> **What is needed**
Output every line below exactly.

> **Recorded information**

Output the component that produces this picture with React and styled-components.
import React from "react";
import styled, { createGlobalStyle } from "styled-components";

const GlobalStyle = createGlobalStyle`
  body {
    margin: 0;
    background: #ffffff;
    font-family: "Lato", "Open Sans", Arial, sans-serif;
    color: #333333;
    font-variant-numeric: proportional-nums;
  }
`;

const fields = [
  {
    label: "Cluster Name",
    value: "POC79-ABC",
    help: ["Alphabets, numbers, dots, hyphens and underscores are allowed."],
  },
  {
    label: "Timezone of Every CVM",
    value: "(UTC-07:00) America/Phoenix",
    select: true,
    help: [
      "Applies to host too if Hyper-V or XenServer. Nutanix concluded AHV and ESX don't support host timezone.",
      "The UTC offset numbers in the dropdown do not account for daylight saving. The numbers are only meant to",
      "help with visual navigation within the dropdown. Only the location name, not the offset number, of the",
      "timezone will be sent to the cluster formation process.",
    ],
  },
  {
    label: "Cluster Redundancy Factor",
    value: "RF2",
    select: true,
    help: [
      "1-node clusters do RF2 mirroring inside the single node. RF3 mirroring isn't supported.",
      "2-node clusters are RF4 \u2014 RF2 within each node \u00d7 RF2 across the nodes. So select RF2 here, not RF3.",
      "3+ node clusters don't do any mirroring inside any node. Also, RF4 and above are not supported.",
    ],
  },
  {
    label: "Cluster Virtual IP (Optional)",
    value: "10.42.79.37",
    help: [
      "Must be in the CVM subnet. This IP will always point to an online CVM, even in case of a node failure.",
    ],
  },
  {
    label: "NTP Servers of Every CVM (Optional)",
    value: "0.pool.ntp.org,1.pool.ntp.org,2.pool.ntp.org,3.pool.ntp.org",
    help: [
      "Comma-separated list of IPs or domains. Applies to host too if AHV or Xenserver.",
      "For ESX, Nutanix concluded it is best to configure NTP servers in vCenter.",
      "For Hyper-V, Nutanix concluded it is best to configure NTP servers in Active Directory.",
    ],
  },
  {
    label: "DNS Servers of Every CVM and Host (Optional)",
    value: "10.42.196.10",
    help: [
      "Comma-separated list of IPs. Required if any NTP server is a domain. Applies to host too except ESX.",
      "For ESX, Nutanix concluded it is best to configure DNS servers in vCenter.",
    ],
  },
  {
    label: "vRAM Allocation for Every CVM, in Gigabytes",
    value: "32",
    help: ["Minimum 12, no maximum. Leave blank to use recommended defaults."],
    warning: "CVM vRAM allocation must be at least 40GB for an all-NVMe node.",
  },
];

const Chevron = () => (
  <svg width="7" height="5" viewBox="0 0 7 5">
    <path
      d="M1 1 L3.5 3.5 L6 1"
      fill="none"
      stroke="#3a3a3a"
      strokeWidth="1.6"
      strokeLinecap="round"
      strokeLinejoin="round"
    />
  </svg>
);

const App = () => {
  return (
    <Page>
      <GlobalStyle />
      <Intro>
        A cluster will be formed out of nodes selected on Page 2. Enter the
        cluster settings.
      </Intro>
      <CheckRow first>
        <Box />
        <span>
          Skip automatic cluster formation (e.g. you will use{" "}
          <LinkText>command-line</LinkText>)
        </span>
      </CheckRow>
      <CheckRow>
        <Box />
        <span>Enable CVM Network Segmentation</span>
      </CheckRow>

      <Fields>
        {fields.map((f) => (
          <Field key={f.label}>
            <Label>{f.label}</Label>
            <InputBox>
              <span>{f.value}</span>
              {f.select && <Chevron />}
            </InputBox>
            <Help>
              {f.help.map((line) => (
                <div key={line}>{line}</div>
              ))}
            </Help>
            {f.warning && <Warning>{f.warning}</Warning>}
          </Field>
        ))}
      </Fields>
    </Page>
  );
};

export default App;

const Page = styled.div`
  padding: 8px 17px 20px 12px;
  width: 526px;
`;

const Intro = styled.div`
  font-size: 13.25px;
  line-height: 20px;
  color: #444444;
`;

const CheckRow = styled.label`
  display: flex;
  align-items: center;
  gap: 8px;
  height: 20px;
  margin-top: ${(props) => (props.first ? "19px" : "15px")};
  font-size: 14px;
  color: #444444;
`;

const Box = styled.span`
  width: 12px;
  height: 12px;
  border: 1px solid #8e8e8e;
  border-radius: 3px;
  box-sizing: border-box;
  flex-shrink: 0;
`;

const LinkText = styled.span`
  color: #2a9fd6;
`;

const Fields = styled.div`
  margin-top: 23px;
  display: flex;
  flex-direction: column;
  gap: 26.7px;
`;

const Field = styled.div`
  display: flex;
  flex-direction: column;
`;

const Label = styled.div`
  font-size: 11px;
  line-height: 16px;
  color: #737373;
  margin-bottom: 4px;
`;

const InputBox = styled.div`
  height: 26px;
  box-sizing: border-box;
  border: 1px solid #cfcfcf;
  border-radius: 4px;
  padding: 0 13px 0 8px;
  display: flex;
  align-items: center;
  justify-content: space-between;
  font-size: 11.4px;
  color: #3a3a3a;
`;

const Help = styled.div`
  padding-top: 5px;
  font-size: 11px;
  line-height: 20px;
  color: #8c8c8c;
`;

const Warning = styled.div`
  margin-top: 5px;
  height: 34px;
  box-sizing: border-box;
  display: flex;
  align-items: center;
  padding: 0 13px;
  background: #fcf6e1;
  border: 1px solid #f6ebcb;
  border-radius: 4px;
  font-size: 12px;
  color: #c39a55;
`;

> **Task answer**
Output the component that produces this picture with React and styled-components.
import React from "react";
import styled, { createGlobalStyle } from "styled-components";

const GlobalStyle = createGlobalStyle`
  body {
    margin: 0;
    background: #ffffff;
    font-family: "Lato", "Open Sans", Arial, sans-serif;
    color: #333333;
    font-variant-numeric: proportional-nums;
  }
`;

const fields = [
  {
    label: "Cluster Name",
    value: "POC79-ABC",
    help: ["Alphabets, numbers, dots, hyphens and underscores are allowed."],
  },
  {
    label: "Timezone of Every CVM",
    value: "(UTC-07:00) America/Phoenix",
    select: true,
    help: [
      "Applies to host too if Hyper-V or XenServer. Nutanix concluded AHV and ESX don't support host timezone.",
      "The UTC offset numbers in the dropdown do not account for daylight saving. The numbers are only meant to",
      "help with visual navigation within the dropdown. Only the location name, not the offset number, of the",
      "timezone will be sent to the cluster formation process.",
    ],
  },
  {
    label: "Cluster Redundancy Factor",
    value: "RF2",
    select: true,
    help: [
      "1-node clusters do RF2 mirroring inside the single node. RF3 mirroring isn't supported.",
      "2-node clusters are RF4 \u2014 RF2 within each node \u00d7 RF2 across the nodes. So select RF2 here, not RF3.",
      "3+ node clusters don't do any mirroring inside any node. Also, RF4 and above are not supported.",
    ],
  },
  {
    label: "Cluster Virtual IP (Optional)",
    value: "10.42.79.37",
    help: [
      "Must be in the CVM subnet. This IP will always point to an online CVM, even in case of a node failure.",
    ],
  },
  {
    label: "NTP Servers of Every CVM (Optional)",
    value: "0.pool.ntp.org,1.pool.ntp.org,2.pool.ntp.org,3.pool.ntp.org",
    help: [
      "Comma-separated list of IPs or domains. Applies to host too if AHV or Xenserver.",
      "For ESX, Nutanix concluded it is best to configure NTP servers in vCenter.",
      "For Hyper-V, Nutanix concluded it is best to configure NTP servers in Active Directory.",
    ],
  },
  {
    label: "DNS Servers of Every CVM and Host (Optional)",
    value: "10.42.196.10",
    help: [
      "Comma-separated list of IPs. Required if any NTP server is a domain. Applies to host too except ESX.",
      "For ESX, Nutanix concluded it is best to configure DNS servers in vCenter.",
    ],
  },
  {
    label: "vRAM Allocation for Every CVM, in Gigabytes",
    value: "32",
    help: ["Minimum 12, no maximum. Leave blank to use recommended defaults."],
    warning: "CVM vRAM allocation must be at least 40GB for an all-NVMe node.",
  },
];

const Chevron = () => (
  <svg width="7" height="5" viewBox="0 0 7 5">
    <path
      d="M1 1 L3.5 3.5 L6 1"
      fill="none"
      stroke="#3a3a3a"
      strokeWidth="1.6"
      strokeLinecap="round"
      strokeLinejoin="round"
    />
  </svg>
);

const App = () => {
  return (
    <Page>
      <GlobalStyle />
      <Intro>
        A cluster will be formed out of nodes selected on Page 2. Enter the
        cluster settings.
      </Intro>
      <CheckRow first>
        <Box />
        <span>
          Skip automatic cluster formation (e.g. you will use{" "}
          <LinkText>command-line</LinkText>)
        </span>
      </CheckRow>
      <CheckRow>
        <Box />
        <span>Enable CVM Network Segmentation</span>
      </CheckRow>

      <Fields>
        {fields.map((f) => (
          <Field key={f.label}>
            <Label>{f.label}</Label>
            <InputBox>
              <span>{f.value}</span>
              {f.select && <Chevron />}
            </InputBox>
            <Help>
              {f.help.map((line) => (
                <div key={line}>{line}</div>
              ))}
            </Help>
            {f.warning && <Warning>{f.warning}</Warning>}
          </Field>
        ))}
      </Fields>
    </Page>
  );
};

export default App;

const Page = styled.div`
  padding: 8px 17px 20px 12px;
  width: 526px;
`;

const Intro = styled.div`
  font-size: 13.25px;
  line-height: 20px;
  color: #444444;
`;

const CheckRow = styled.label`
  display: flex;
  align-items: center;
  gap: 8px;
  height: 20px;
  margin-top: ${(props) => (props.first ? "19px" : "15px")};
  font-size: 14px;
  color: #444444;
`;

const Box = styled.span`
  width: 12px;
  height: 12px;
  border: 1px solid #8e8e8e;
  border-radius: 3px;
  box-sizing: border-box;
  flex-shrink: 0;
`;

const LinkText = styled.span`
  color: #2a9fd6;
`;

const Fields = styled.div`
  margin-top: 23px;
  display: flex;
  flex-direction: column;
  gap: 26.7px;
`;

const Field = styled.div`
  display: flex;
  flex-direction: column;
`;

const Label = styled.div`
  font-size: 11px;
  line-height: 16px;
  color: #737373;
  margin-bottom: 4px;
`;

const InputBox = styled.div`
  height: 26px;
  box-sizing: border-box;
  border: 1px solid #cfcfcf;
  border-radius: 4px;
  padding: 0 13px 0 8px;
  display: flex;
  align-items: center;
  justify-content: space-between;
  font-size: 11.4px;
  color: #3a3a3a;
`;

const Help = styled.div`
  padding-top: 5px;
  font-size: 11px;
  line-height: 20px;
  color: #8c8c8c;
`;

const Warning = styled.div`
  margin-top: 5px;
  height: 34px;
  box-sizing: border-box;
  display: flex;
  align-items: center;
  padding: 0 13px;
  background: #fcf6e1;
  border: 1px solid #f6ebcb;
  border-radius: 4px;
  font-size: 12px;
  color: #c39a55;
`;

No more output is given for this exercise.